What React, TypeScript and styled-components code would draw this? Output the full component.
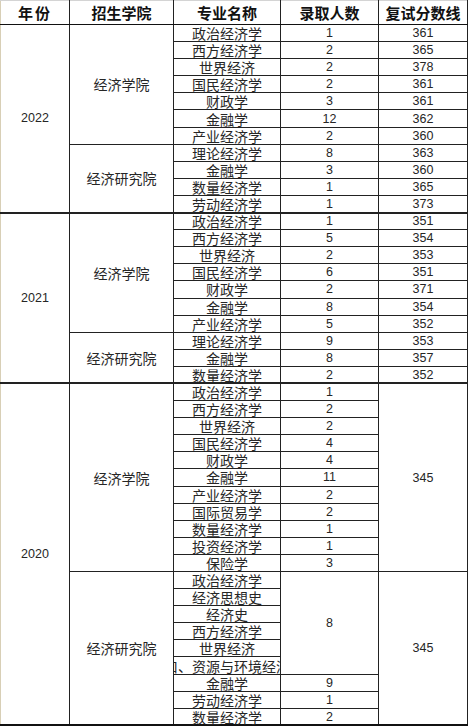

• • • • •

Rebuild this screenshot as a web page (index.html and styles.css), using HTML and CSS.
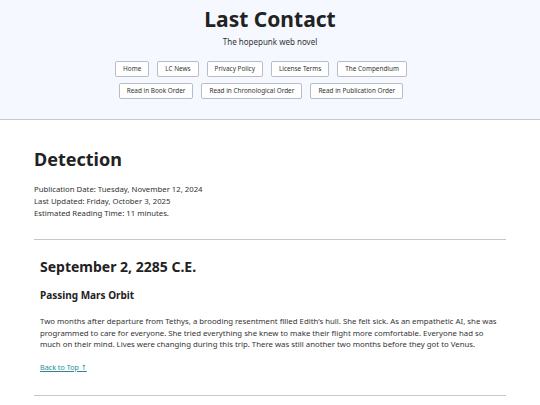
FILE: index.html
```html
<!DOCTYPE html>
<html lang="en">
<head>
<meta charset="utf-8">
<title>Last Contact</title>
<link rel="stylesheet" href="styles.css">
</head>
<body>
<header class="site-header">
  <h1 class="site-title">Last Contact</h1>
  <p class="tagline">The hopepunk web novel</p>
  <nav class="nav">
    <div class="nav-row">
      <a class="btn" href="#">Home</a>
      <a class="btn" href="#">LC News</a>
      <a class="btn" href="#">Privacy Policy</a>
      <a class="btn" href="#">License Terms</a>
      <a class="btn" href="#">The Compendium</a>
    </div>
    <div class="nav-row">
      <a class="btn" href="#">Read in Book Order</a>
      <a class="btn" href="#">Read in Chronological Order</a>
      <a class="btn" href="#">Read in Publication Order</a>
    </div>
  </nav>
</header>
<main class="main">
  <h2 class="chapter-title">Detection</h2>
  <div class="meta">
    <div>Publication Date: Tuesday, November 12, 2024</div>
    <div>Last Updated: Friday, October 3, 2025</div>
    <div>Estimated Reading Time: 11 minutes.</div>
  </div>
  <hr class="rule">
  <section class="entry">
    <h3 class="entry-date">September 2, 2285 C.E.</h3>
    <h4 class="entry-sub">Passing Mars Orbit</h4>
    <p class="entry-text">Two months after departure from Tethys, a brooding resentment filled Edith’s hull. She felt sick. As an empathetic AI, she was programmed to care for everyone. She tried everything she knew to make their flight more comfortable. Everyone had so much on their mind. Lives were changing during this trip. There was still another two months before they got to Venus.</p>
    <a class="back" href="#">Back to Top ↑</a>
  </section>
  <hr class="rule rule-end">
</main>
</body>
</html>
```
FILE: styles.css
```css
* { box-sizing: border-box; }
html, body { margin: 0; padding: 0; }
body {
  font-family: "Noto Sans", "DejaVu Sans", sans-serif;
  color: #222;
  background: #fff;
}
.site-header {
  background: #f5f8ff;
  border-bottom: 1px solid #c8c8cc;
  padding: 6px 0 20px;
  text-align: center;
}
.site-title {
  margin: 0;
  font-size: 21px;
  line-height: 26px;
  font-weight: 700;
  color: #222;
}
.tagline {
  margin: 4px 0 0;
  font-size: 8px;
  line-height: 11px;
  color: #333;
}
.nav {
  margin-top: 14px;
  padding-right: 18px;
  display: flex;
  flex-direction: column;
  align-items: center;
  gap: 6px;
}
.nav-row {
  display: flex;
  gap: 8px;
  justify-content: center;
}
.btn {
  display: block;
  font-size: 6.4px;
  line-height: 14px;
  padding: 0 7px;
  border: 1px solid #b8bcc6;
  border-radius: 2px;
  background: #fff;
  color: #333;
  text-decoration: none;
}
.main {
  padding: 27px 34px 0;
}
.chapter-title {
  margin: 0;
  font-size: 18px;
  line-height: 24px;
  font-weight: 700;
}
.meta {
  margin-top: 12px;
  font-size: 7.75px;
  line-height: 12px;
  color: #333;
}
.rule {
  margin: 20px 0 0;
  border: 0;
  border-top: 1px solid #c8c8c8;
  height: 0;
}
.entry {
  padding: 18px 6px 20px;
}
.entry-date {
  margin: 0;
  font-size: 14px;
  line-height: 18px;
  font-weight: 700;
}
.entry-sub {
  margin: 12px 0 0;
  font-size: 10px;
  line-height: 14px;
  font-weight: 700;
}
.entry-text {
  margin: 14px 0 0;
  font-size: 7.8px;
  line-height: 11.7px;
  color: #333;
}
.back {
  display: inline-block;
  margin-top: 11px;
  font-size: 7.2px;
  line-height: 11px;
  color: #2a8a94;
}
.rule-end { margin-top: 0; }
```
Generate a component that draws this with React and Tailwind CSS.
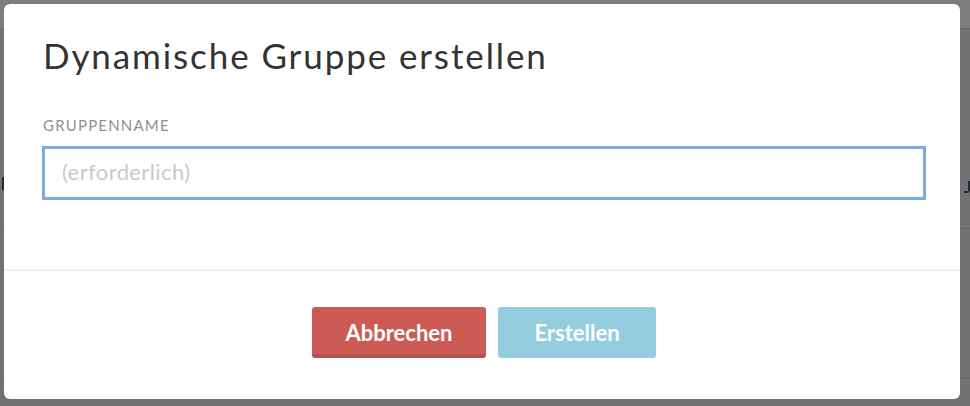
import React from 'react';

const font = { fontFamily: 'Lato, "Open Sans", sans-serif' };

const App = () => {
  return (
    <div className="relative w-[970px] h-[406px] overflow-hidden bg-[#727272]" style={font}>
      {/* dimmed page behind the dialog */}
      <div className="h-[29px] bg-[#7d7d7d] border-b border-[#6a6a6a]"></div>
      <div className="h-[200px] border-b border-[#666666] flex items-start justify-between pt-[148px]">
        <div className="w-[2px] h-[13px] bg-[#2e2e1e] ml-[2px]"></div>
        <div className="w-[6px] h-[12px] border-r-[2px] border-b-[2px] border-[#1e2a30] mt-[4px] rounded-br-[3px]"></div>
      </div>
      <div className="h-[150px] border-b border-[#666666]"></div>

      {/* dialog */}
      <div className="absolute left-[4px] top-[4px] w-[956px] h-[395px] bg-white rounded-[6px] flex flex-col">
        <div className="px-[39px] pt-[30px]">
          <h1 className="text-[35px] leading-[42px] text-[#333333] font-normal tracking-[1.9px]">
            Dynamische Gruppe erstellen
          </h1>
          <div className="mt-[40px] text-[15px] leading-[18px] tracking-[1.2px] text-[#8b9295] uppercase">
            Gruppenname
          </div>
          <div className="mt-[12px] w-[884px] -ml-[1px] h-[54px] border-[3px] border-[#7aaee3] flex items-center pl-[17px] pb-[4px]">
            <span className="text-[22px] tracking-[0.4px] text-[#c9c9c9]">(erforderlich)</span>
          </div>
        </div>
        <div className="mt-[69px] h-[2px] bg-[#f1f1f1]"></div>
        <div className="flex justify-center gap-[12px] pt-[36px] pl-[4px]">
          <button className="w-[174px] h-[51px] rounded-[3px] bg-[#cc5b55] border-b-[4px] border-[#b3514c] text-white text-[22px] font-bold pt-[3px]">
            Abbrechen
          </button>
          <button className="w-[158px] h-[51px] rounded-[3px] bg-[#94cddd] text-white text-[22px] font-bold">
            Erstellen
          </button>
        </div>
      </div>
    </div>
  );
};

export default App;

• • • • •

> _Instruction_
Pick out all the lines with the word "styles" in them and copy them.

> _Exercise answer_
Rebuild this screenshot as a web page (index.html and styles.css), using HTML and CSS.
<link rel="stylesheet" href="styles.css">
FILE: styles.css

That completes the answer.